Sunday, October 28, 2007

Le Tektonik... Bouges Tes Fesses!

The things I do for my blog (and my internet addiction)...

The apartment I've been living in since Wednesday doesn't have any internet connection. My landlord (who lives in London but is currently in the middle of nowhere in rural Ethiopia) had implied that there would be several 'open' wireless networks that I would be able to tap into with ease. I did find the open networks, but then the signal in the flat is far too weak to open the simplest of websites (even when I was stood precariously atop a stool on Wednesday night, holding my laptop up to the window in a moment of sheer, pathetic, desperation. Don't ask how I thought I'd be able to use the internet from such a bizarre position).

Today, I decided I just had to get online, and so left my flat at 12.30 (bloody early on a Sunday for me) with my Mac in tow. Within the first 5 minutes of my search, I begun to despair as Sunday is apparently a day of true rest here in Paris. Nothing was open! 45 minutes later though, I am now happily installed in a chic restaurant called 'Le Fumoir', which is next door to the Louvre, eating a delicious (but ridiculously expensive) brunch all on my own, whilst choking on thick clouds of cigarette smoke, just so that I can have the pleasure of complimentary internet for at most an hour.

Am I sad or what? (Teehee!)

I have been eating so much food here in Paris, that even my vocal chords have been affected, according to my mother.

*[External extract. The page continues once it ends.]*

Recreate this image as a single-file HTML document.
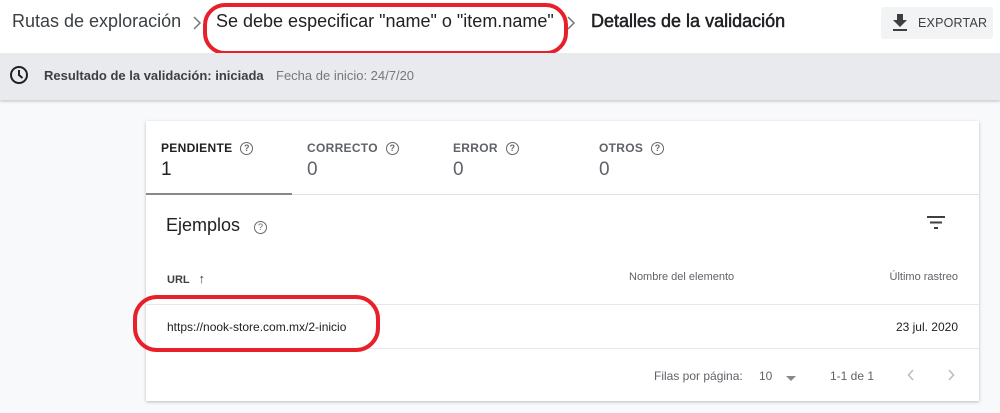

The first thing she said when I picked up the phone yesterday, was "You sound fat". How she managed to detect this over the 6,000 miles of crackly telephone wire between us, I will never know. But Maman, who knows me like the back of her hand, has a knack for these things, and there was just no use in denying that in the space of one week I have become a walking tub of lard.

I am however a tub of lard with a newfound appreciation for graphic novels. Here they're called Bandes Dessinees or something like that. In FNAC the other day, I randomly stumbled upon an entire floor of the things. The first one that caught my eye, had the picture of an African girl on its cover, which of course meant that I had to open it. And I'm so glad now, that I did, because it is absolutely hysterical. The Aya de Yopougon series is about an almost incestuous little village in Cote d'Ivoire, where young girls who dream of becoming hairdressers chase after old men, or sexy Parisiens, whilst their mothers storm out of their households when children fathered by their husbands turn up. (Sound familiar?) It is just hilarious!

Oh and it's helped with my French too!

I went to Notre Dame yesterday, which was a teeny bit of a let down. But I insisted on seeing it even though Paolo (more on him later... ) didn't want to because he had been equally let down a couple of years ago. Even though I've been to Paris several times in the past, I've never made it to Notre Dame for some reason, and so it was an absolute must this trip. After 20 minutes in it's dark, depressing interior, we were back out in the Ile de la Cité, on our way to Saint Chappelle. The latter turned out to be gorgeous, and was thankfully worth the metal scanner and impromptu frisk at the hands of two very unfriendly policemen (St Chappelle is in the middle of the Gendarmerie, for some bizarre reason). On to the Conciergerie, to see where Marie Antoinette was beheaded, and then to the Latin Quarter for the most divine crepe I have had in my entire life - chocolate sauce, cocoa liquor, whipped cream and coconuts. (Can't you just hear the lard swishing as I type?)

Paris is absolutely fabulous! We went on the Bateaux Mouches on Friday (another highlight in Paris that I had never before taken advantage of), and even though it got so cold that I wanted to bite my fingers off just to stop the pain, I still felt all swoony and inspired and poetic and cheesy riding along the Seine and looking at all the gorgeous gorgeous architecture. Ever the bimbo, I was forced to act as though I'd always known that Paris was in possession of its own Statue of Liberty. I knew the French gave one to America okay, it just never really occurred to me that they kept one for themselves! Christ, perhaps I shouldn't be admitting this in public?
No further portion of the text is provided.